Because the distance from A to C was already measured to be 5 LY according to A. As far as A is concerned, he's just sitting there--why should his distance measurements change because C is moving?

What would be symmetric is something like this: Say C carries along with him a giant stick that's 10 LY long (according to C) and aligned along the direction of travel. Then A will measure the length of that moving stick to be only 5 LY long according to him.

So you mean that it is possible for two observers in relative motion to each measure a different value for the distance between them?

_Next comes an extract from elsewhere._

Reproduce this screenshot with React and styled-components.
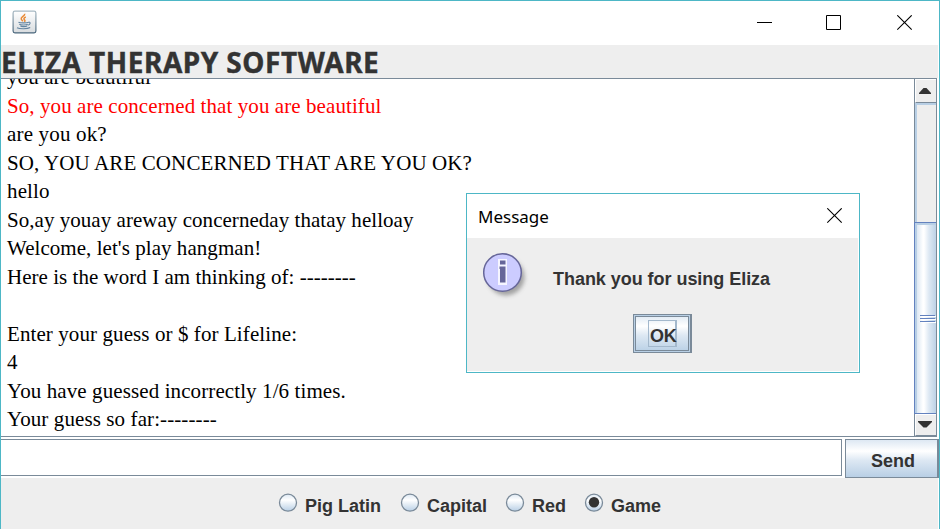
import React from "react";
import styled, { createGlobalStyle } from "styled-components";

const Global = createGlobalStyle`
  * { box-sizing: border-box; }
  html, body { margin: 0; background: #fff; overflow: hidden; }
`;

const Window = styled.div`
  position: relative;
  display: flex;
  flex-direction: column;
  width: 940px;
  height: 529px;
  overflow: hidden;
  background: #fff;
  border: 1px solid #4db7c6;
  border-bottom: 0;
  font-family: "Liberation Sans", Arial, sans-serif;
  color: #333;
`;

const TitleBar = styled.header`
  display: flex;
  justify-content: space-between;
  flex: none;
  height: 44px;
  padding: 9px 26px 0 11px;
`;

const WindowControls = styled.div`
  display: grid;
  grid-template-columns: 69px 71px 16px;
  align-items: start;
  padding-top: 5px;
`;

const Icon = styled.svg`
  display: block;
  flex: none;
`;

const Banner = styled.h1`
  flex: none;
  width: 937px;
  height: 33px;
  margin: 0;
  background: #eee;
  font: bold 28px/34px "Noto Sans", "Open Sans", sans-serif;
  letter-spacing: 0.57px;
  word-spacing: -0.5px;
  -webkit-text-stroke: 0.4px #333;
  white-space: nowrap;
`;

const ScrollPane = styled.section`
  display: flex;
  flex: none;
  width: 936px;
  height: 359px;
  border-top: 1px solid #7a8a99;
  border-bottom: 1px solid #7a8a99;
  border-right: 1px solid #7a8a99;
`;

const Transcript = styled.div`
  flex: 1;
  display: flex;
  flex-direction: column;
  justify-content: flex-end;
  overflow: hidden;
  padding: 0 0 2.25px 6px;
`;

const Line = styled.div`
  flex: none;
  height: 28.5px;
  font: 21px/28.5px "Liberation Serif", "Times New Roman", serif;
  letter-spacing: ${(p) => p.$spacing || 0}px;
  color: ${(p) => (p.$red ? "#f00" : "#000")};
  white-space: pre;
`;

const ScrollBar = styled.div`
  display: flex;
  flex-direction: column;
  width: 22px;
  border-left: 1px solid #7a8a99;
`;

const ArrowButton = styled.div`
  display: flex;
  justify-content: center;
  align-items: center;
  flex: none;
  height: ${(p) => p.$height}px;
  padding: 0 2px 2px 0;
  background: #eee;
  border-top: 1px solid #fff;
  border-left: 1px solid #fff;
  border-bottom: 1px solid #7a8a99;
`;

const Track = styled.div`
  flex: 1;
  background: #eee;
  border-left: 2px solid #b8cfe5;
  border-top: 2px solid #b8cfe5;
`;

const Thumb = styled.div`
  display: flex;
  flex-direction: column;
  justify-content: center;
  align-items: flex-end;
  flex: none;
  height: 192px;
  margin-left: -1px;
  padding: 2px 1px 0 0;
  border: 1px solid #6382bf;
  border-right: 0;
  box-shadow: inset 2px 2px #b8cfe5;
  background: linear-gradient(90deg, #dde8f3 2px, #fff 8px, #fff 9px, #dde8f3 14px, #b8cfe5 22px);
`;

const Grip = styled.div`
  width: 15px;
  height: 1px;
  margin-bottom: 1px;
  background: #6382bf;
  box-shadow: 1px 1px #fff;
  & + & { margin-top: 1px; }
`;

const InputRow = styled.div`
  display: flex;
  flex: none;
  gap: 3px;
  height: 41px;
  padding-top: 2px;
`;

const Field = styled.input`
  width: 841px;
  height: 37px;
  margin: 0;
  padding: 0 4px;
  border: 1px solid #7a8a99;
  border-left: 0;
  border-radius: 0;
  background: #fff;
  outline: 0;
  font: 18px "Liberation Sans", sans-serif;
`;

const metalFill = "linear-gradient(#dde8f3, #fff 30%, #dde8f3 55%, #b8cfe5)";

const SendButton = styled.button`
  width: 94px;
  height: 39px;
  padding: 6px 0 0 3px;
  border: 1px solid #7a8a99;
  border-right-width: 2px;
  border-radius: 0;
  background: ${metalFill};
  color: #333;
  font: bold 18px "Liberation Sans", Arial, sans-serif;
`;

const Modes = styled.div`
  display: flex;
  flex: 1;
  width: 937px;
  padding: 15px 0 0 277px;
  background: #eee;
`;

const Mode = styled.label`
  display: flex;
  gap: 7px;
  width: ${(p) => p.$width}px;
  font: bold 18px/27px "Liberation Sans", Arial, sans-serif;
  white-space: nowrap;
`;

const Dialog = styled.div`
  position: absolute;
  left: 465px;
  top: 192px;
  width: 394px;
  height: 180px;
  display: flex;
  flex-direction: column;
  padding: 0 1px 1px 0;
  border: 1px solid #4db7c6;
  background: #fff;
`;

const DialogTitle = styled.div`
  display: flex;
  justify-content: space-between;
  flex: none;
  height: 44px;
  padding: 14px 15px 0 11px;
  color: #000;
`;

const DialogTitleText = styled.span`
  font: 17px/18px "Noto Sans", "Open Sans", sans-serif;
`;

const DialogBody = styled.div`
  flex: 1;
  display: flex;
  flex-direction: column;
  background: #eee;
`;

const MessageRow = styled.div`
  display: flex;
  gap: 24px;
  height: 76px;
  padding: 13px 0 0 14px;
`;

const MessageText = styled.div`
  padding-top: 16px;
  font: bold 18px/24px "Liberation Sans", Arial, sans-serif;
  letter-spacing: -0.04px;
  white-space: nowrap;
`;

const OkButton = styled.button`
  display: flex;
  width: 59px;
  height: 39px;
  margin-left: 166px;
  padding: 5px 0 0 14px;
  border: 1px solid #7a8a99;
  border-right-width: 2px;
  border-radius: 0;
  box-shadow: inset 0 0 0 1px #b8cfe5, inset 0 0 0 2px #7a8a99;
  background: ${metalFill};
  color: #333;
  font: bold 18px/31px "Liberation Sans", Arial, sans-serif;
`;

const FocusRing = styled.span`
  width: 29px;
  height: 27px;
  padding-left: 1px;
  border: 1px solid #a3b8cc;
  border-right-width: 2px;
  letter-spacing: -0.3px;
  white-space: nowrap;
`;

const CloseIcon = () => (
  <Icon width="16" height="16" viewBox="0 0 16 16">
    <path d="M.3.3l14.400 14.400M14.700.3L.3 14.700" stroke="#000" strokeWidth="1.100" />
  </Icon>
);

const JavaIcon = () => (
  <Icon width="25" height="24" viewBox="0 0 25 24">
    <defs>
      <linearGradient id="tile" x1="0" y1="0" x2="0" y2="1">
        <stop offset="0" stopColor="#fff" />
        <stop offset="1" stopColor="#d8dcdf" />
      </linearGradient>
      <linearGradient id="edge" x1="0" y1="0" x2="0" y2="1">
        <stop offset="0" stopColor="#a9bac4" />
        <stop offset="1" stopColor="#48657b" />
      </linearGradient>
    </defs>
    <rect x="1.1" y="1.1" width="22.8" height="21.8" rx="1.8" fill="url(#tile)" stroke="url(#edge)" strokeWidth="1.2" />
    <path d="M12.7 3.8c.7 2-4 3.200-3.500 5 .2.9 1 1.600 1.700 2.400M13.800 7c-2.600 1-2 2.200-1.200 3 .7.700.3 1.300-.3 1.800" fill="none" stroke="#e98a35" strokeWidth="1.5" />
    <path d="M6.500 12.300c1.500.8 8.500.8 10.200 0M7.400 14c.6 1.300 7.200 1.300 8.300.2M8.400 15.900c1 1 5.500 1 6.800 0M16.500 12.200c2.500-.4 2 2.500-.8 3M5 17.800c2.500 1.300 10.500 1.300 13.200-.2" fill="none" stroke="#6384a0" strokeWidth="1.1" />
  </Icon>
);

const InfoIcon = () => (
  <Icon width="48" height="50" viewBox="0 0 48 50">
    <defs>
      <filter id="soft" x="-20%" y="-20%" width="150%" height="150%">
        <feGaussianBlur stdDeviation="2" />
      </filter>
    </defs>
    <circle cx="25" cy="26" r="18.500" fill="#888" opacity=".75" filter="url(#soft)" />
    <circle cx="21.500" cy="21.500" r="18.800" fill="#ccf" stroke="#669" strokeWidth="1.500" />
    <path d="M17 8h9v26h-9z" fill="#fff" opacity=".8" />
    <path d="M19 9.500h5.500v4H19zM18.500 15.500h6v16h-5.500V18h-.500z" fill="#669" />
  </Icon>
);

const RadioIcon = ({ checked }) => (
  <Icon width="20" height="20" viewBox="0 0 20 20">
    <defs>
      <linearGradient id="radio" x1="0" y1="0" x2="0" y2="1">
        <stop offset="0" stopColor="#dde8f3" />
        <stop offset=".35" stopColor="#fff" />
        <stop offset="1" stopColor="#b8cfe5" />
      </linearGradient>
    </defs>
    <circle cx="10" cy="9.700" r="8.500" fill="url(#radio)" stroke="#7a8a99" strokeWidth="1.300" />
    {checked && <circle cx="10" cy="9.200" r="5.200" fill="#333" />}
  </Icon>
);

const ArrowIcon = ({ down }) => (
  <Icon width="14" height="7" viewBox="0 0 14 7">
    <path d={down ? "M0 0h14v1L8.500 6.500h-3L0 1z" : "M1 7h12V6L8.500 1h-3L1 6z"} fill="#333" />
  </Icon>
);

const lines = [
  { text: "you are beautiful", spacing: 0.1 },
  { text: "So, you are concerned that you are beautiful", red: true, spacing: 0.08 },
  { text: "are you ok?", spacing: 0.17 },
  { text: "SO, YOU ARE CONCERNED THAT ARE YOU OK?", spacing: 0.11 },
  { text: "hello", spacing: 0.15 },
  { text: "So,ay youay areway concerneday thatay helloay", spacing: 0.04 },
  { text: "Welcome, let's play hangman!", spacing: 0.05 },
  { text: "Here is the word I am thinking of: --------", spacing: 0.03 },
  { text: " " },
  { text: "Enter your guess or $ for Lifeline:", spacing: 0.09 },
  { text: "4" },
  { text: "You have guessed incorrectly 1/6 times.", spacing: 0.1 },
  { text: "Your guess so far:--------", spacing: 0.1 },
];

const modes = [
  { label: "Pig Latin", width: 122 },
  { label: "Capital", width: 105 },
  { label: "Red", width: 79 },
  { label: "Game", width: 90, checked: true },
];

export default function App() {
  return (
    <>
      <Global />
      <Window>
        <TitleBar>
          <JavaIcon />
          <WindowControls>
            <Icon width="15" height="16" viewBox="0 0 15 16"><path d="M0 7.500h15" stroke="#000" /></Icon>
            <Icon width="15" height="15" viewBox="0 0 15 15"><path d="M.5.5h14v14H.5z" fill="none" stroke="#000" /></Icon>
            <CloseIcon />
          </WindowControls>
        </TitleBar>
        <Banner>ELIZA THERAPY SOFTWARE</Banner>
        <ScrollPane>
          <Transcript>
            {lines.map((l, i) => (
              <Line key={i} $red={l.red} $spacing={l.spacing}>{l.text}</Line>
            ))}
          </Transcript>
          <ScrollBar>
            <ArrowButton $height={24}><ArrowIcon /></ArrowButton>
            <Track />
            <Thumb><Grip /><Grip /><Grip /></Thumb>
            <ArrowButton $height={22}><ArrowIcon down /></ArrowButton>
          </ScrollBar>
        </ScrollPane>
        <InputRow>
          <Field />
          <SendButton>Send</SendButton>
        </InputRow>
        <Modes>
          {modes.map((m) => (
            <Mode key={m.label} $width={m.width}>
              <RadioIcon checked={m.checked} />
              {m.label}
            </Mode>
          ))}
        </Modes>
        <Dialog>
          <DialogTitle>
            <DialogTitleText>Message</DialogTitleText>
            <CloseIcon />
          </DialogTitle>
          <DialogBody>
            <MessageRow>
              <InfoIcon />
              <MessageText>Thank you for using Eliza</MessageText>
            </MessageRow>
            <OkButton><FocusRing>OK</FocusRing></OkButton>
          </DialogBody>
        </Dialog>
      </Window>
    </>
  );
}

For instance, if a planet revolves in a precise circular orbit around a star, will an observer on the planet measure a different value for the distance between the planet and the star, compared the to the value measured by an observer located on the surface of the star?

 

[Doc Al]

So you mean that it is possible for two observers in relative motion to each measure a different value for the distance between them?

Absolutely!

For instance, if a planet revolves in a precise circular orbit around a star, will an observer on the planet measure a different value for the distance between the planet and the star, compared the to the value measured by an observer located on the surface of the star?

That's not a good example since the motion is perpendicular to the distance between the star and planet. (Distance only "contracts" in the direction of motion.)

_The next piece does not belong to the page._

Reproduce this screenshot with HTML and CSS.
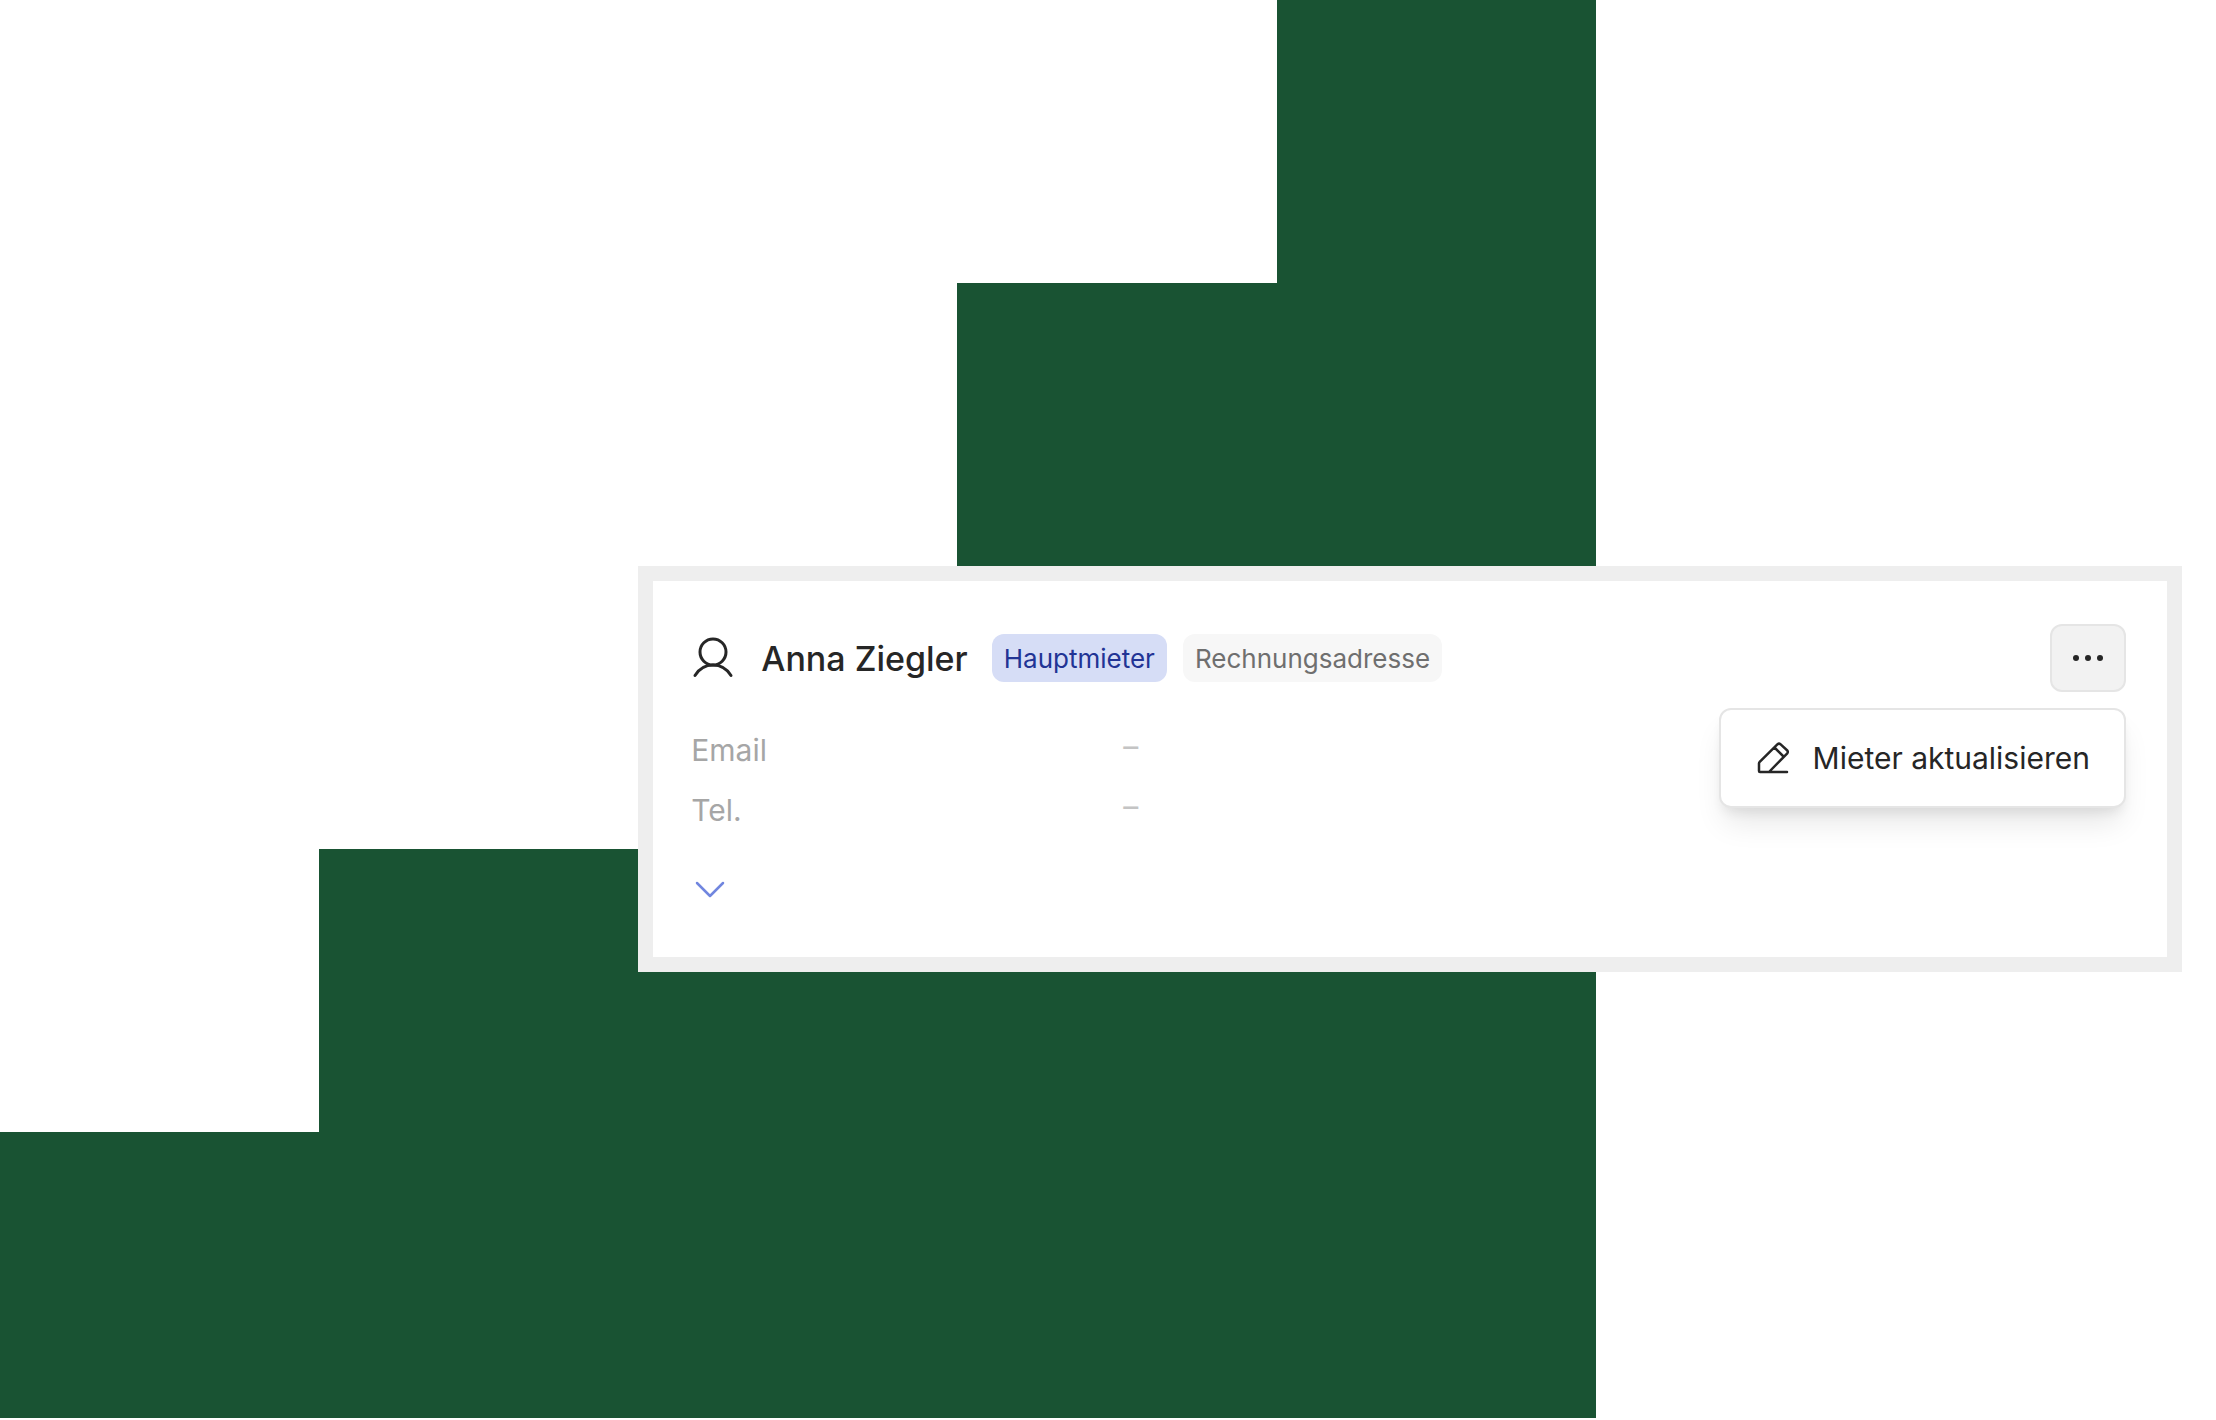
FILE: index.html
```html
<!DOCTYPE html>
<html lang="de">
<head>
  <meta charset="UTF-8" />
  <meta name="viewport" content="width=device-width, initial-scale=1.0"/>
  <title>Mieter</title>
  <link rel="stylesheet" href="styles.css">
</head>
<body>

  <main class="stage">
    <!-- Stairs -->
    <div class="step step-1"></div>
    <div class="step step-2"></div>
    <div class="step step-3"></div>
    <div class="step step-4"></div>
    <div class="step step-5"></div>

    <!-- Tenant card -->
    <section class="card">
      <header class="card-header">
        <svg class="icon-user" viewBox="0 0 44 44" aria-hidden="true">
          <circle cx="22" cy="16" r="13"/>
          <path d="M4 39.500C8 33 14.500 29 22 29S36 33 40 39.500"/>
        </svg>
        <h1 class="name">Anna Ziegler</h1>
        <div class="tags">
          <span class="tag tag-blue">Hauptmieter</span>
          <span class="tag">Rechnungsadresse</span>
        </div>
        <div class="menu">
          <button class="menu-button" type="button" aria-label="Aktionen" aria-expanded="true">
            <svg class="icon-dots" viewBox="0 0 32 8" aria-hidden="true">
              <circle cx="4" cy="4" r="3"/>
              <circle cx="16" cy="4" r="3"/>
              <circle cx="28" cy="4" r="3"/>
            </svg>
          </button>
          <div class="dropdown">
            <button class="dropdown-item" type="button">
              <svg class="icon-edit" viewBox="0 0 32 32" aria-hidden="true">
                <path d="M30 30H3Q2 30 2 29V21.500Q2 20.500 2.700 19.800L20.600 2.200Q22 1 23.400 2.200L30.300 8.500Q31.300 9.900 30.300 11.300L12 30M17.500 5.500L26.500 14.500"/>
              </svg>
              Mieter aktualisieren
            </button>
          </div>
        </div>
      </header>

      <dl class="details">
        <dt>Email</dt>
        <dd>–</dd>
        <dt>Tel.</dt>
        <dd>–</dd>
      </dl>

      <button class="toggle" type="button" aria-label="Mehr anzeigen">
        <svg class="icon-chevron" viewBox="0 0 32 18" aria-hidden="true">
          <path d="M3 2L16 15L29 2"/>
        </svg>
      </button>
    </section>
  </main>

</body>
</html>
```
FILE: styles.css
```css
* { box-sizing: border-box; }
body {
  margin: 0;
  font-family: Inter, "Noto Sans", sans-serif;
  background: #fff;
  color: #262626;
}
button {
  font: inherit;
  color: inherit;
  cursor: pointer;
}
svg {
  display: block;
  flex: none;
  fill: none;
  stroke: currentColor;
  stroke-linecap: round;
  stroke-linejoin: round;
}

/* stairs: five columns, five rows, card starts at the third of each */
.stage {
  display: grid;
  grid-template-columns: repeat(5, 319fr) 586fr 34fr;
  grid-template-rows: repeat(4, minmax(0, 283fr)) minmax(0, 286fr);
  min-height: 100vh;
  padding-bottom: 2px;
}
.step { background: #195333; }
.step-1 { grid-area: 5 / 1 / 6 / 2; }
.step-2 { grid-area: 4 / 2 / 6 / 3; }
.step-3 { grid-area: 3 / 3 / 6 / 4; }
.step-4 { grid-area: 2 / 4 / 6 / 5; }
.step-5 { grid-area: 1 / 5 / 6 / 6; }

.card {
  grid-area: 3 / 3 / 5 / 7;
  align-self: start;
  padding: 43px 41px 47px 38px;
  background: #fff;
  border: 15px solid #eee;
}
.card-header {
  display: flex;
  align-items: center;
}
.icon-user {
  width: 44px;
  height: 44px;
  margin-right: 26px;
  stroke-width: 3;
}
.name {
  margin: 0 24px 0 0;
  padding-top: 2px;
  font-size: 34px;
  font-weight: 500;
  line-height: 48px;
}
.tags {
  display: flex;
  gap: 16px;
}
.tag {
  padding: 2px 12px 0;
  font-size: 26px;
  line-height: 46px;
  border-radius: 12px;
  background: #f7f7f7;
  color: #6f6f6f;
}
.tag-blue {
  background: #d6ddf6;
  color: #223495;
}

.menu {
  position: relative;
  margin-left: auto;
}
.menu-button {
  display: flex;
  align-items: center;
  justify-content: center;
  width: 76px;
  height: 68px;
  padding: 0;
  border: 2px solid #e5e5e5;
  border-radius: 12px;
  background: #f2f2f2;
}
.icon-dots {
  width: 32px;
  height: 8px;
  fill: currentColor;
  stroke: none;
}
.dropdown {
  position: absolute;
  top: 100%;
  right: 0;
  margin-top: 16px;
  padding: 8px;
  border: 2px solid #e5e5e5;
  border-radius: 12px;
  background: #fff;
  box-shadow: 0 20px 30px -6px rgba(0, 0, 0, 0.1), 0 8px 12px -4px rgba(0, 0, 0, 0.08);
}
.dropdown-item {
  display: flex;
  align-items: center;
  gap: 24px;
  padding: 0 26px 0 28px;
  border: none;
  background: none;
  font-size: 30px;
  line-height: 80px;
  white-space: nowrap;
}
.icon-edit {
  width: 32px;
  height: 32px;
  stroke-width: 2.5;
}

.details {
  display: grid;
  grid-template-columns: 432px 1fr;
  margin: 28px 0 0;
  font-size: 30px;
  line-height: 60px;
}
.details dt { color: #a6a6a6; }
.details dd {
  margin: 0;
  color: #c4c4c4;
  line-height: 52px;
}

.toggle {
  display: flex;
  align-items: center;
  height: 40px;
  margin-top: 30px;
  padding: 0 3px;
  border: none;
  background: none;
  color: #7186df;
}
.icon-chevron {
  width: 32px;
  height: 18px;
  stroke-width: 2.5;
}
```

Taking your previous example, imagine two planets A and B that are at rest with respect to each other and are 10 LY apart (according to their own measurements). An astronaut in spaceship C is zooming by planet A on her way to planet B. She's moving at 0.866c with respect to the planets. The moment she passes planet A, how far is she from planet B?

According to planets A & B, she is 10 LY away from planet B. But according to her own measurements, she is only 5 LY away.

 

[JesseM]

This confuses me. I thought that if two observers have a velocity between themselves, each observes the distance to the other to be length contracted. In this discussion, the relative velocity between A and C is 0.866c. From the standpoint of either of them, the other observer is moving away at 0.866c. When then do you say that it is only C who would observe the distance between themselves to be Lorentz contracted? The situation is symmetrical for A, so why would he not observed the Lorentz contraction of his distance from C?

As with almost all confusions about relativity, it comes down to the relativity of simultaneity. Suppose C is traveling along with a rod that is 5 ly long in his own frame, and is sitting in the middle, so that each end of the rod is 2.5 ly away from him. Then in C's frame, the event of one end of the rod passing by A is simultaneous with the event of the other end passing by B, which is also simultaneous with the event of C passing a buoy that is at the midpoint of the line between A and B. So obviously in C's frame, the distance between A and B must by 5 ly. In A and B's frame, the rod is shrunk to only 2.5 ly long total, so each end is only 1.25 ly away from C. But in A and B's frame, the event of one end of the rod passing A happens long before the event of C passing the buoy at the midpoint, which happens long before the event of the other end of the rod reaching B. In A and B's frame the distance between them is of course going to stay 10 ly...nothing short of A or B accelerating could change that.